From what I saw in that thread, OO was on the side that said that rushing to do more debates for the sake of keeping up with the Republicans was a dumb reason to do it and that adding townhalls or discussions was a better idea. Agree or disagree?
El Caganer
Currently the US is working with a number of other nations to defeat ISIS; the US is also engaged in talks with a number of other nations to find a political solution in Syria. I’m afraid I don’t understand why this is such a terrible outcome. Syria’s problems go far beyond Assad, and the idea that simply removing him would turn Syria into Vermont is delusional. Our biggest failure there has been to aggressively support rebels who turned out not to be exactly the “moderates” we claimed they were.
Cervantes
@Omnes Omnibus:
Well, I imagine pretty much everyone here would agree that the “debates, as currently constituted” are not ideal. Therefore, I wouldn’t assume that someone calling for more “debates” necessarily wants them exactly “as currently constituted.”
Other than that it was always obvious (to me) that you and I would agree on this matter.
@Omnes Omnibus:
I see value in having both kinds of questions; not because second-guessing is all-important but because thoughts about future policy should be grounded in (without being crudely limited by) the reality of past and present.

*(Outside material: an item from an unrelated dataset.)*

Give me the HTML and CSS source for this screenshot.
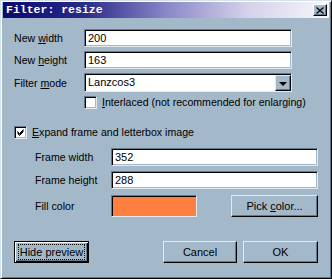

Given our “elite media,” one can’t expect sensible questions from them on any topic, but I’d be in favor of more candidate interactions where audience members (randomly selected, if we are brave) are allowed to put questions the way they want to.
Cervantes
@Mnemosyne (tablet):
There were numerous arguments in the thread. Where someone suggested “1:1” in the original post, you’ll see that I responded first with “I don’t know from ratios.”
And for all I know, that “1:1” may not have been meant literally. I have no idea, nor do I much care.
Fair Economist
Comparing Libya and Syria, intervention would very likely have helped. The problem is it wasn’t an option. Arming the rebels is NOT primarily how we intervened in Libya, would NOT have overthrown Assad, and indeed caused many of the later problems (like spillover to Mali). It was direct military intervention in Libya that helped, and that was never an option in Syria, because Russia would never have allowed it.
stonetools
The ONLY way to solve the Syrian crisis would have been to go back in time, telepathically control the minds of Sykes and Picot, and get them to draw different borders in the Middle East. And maybe not even that.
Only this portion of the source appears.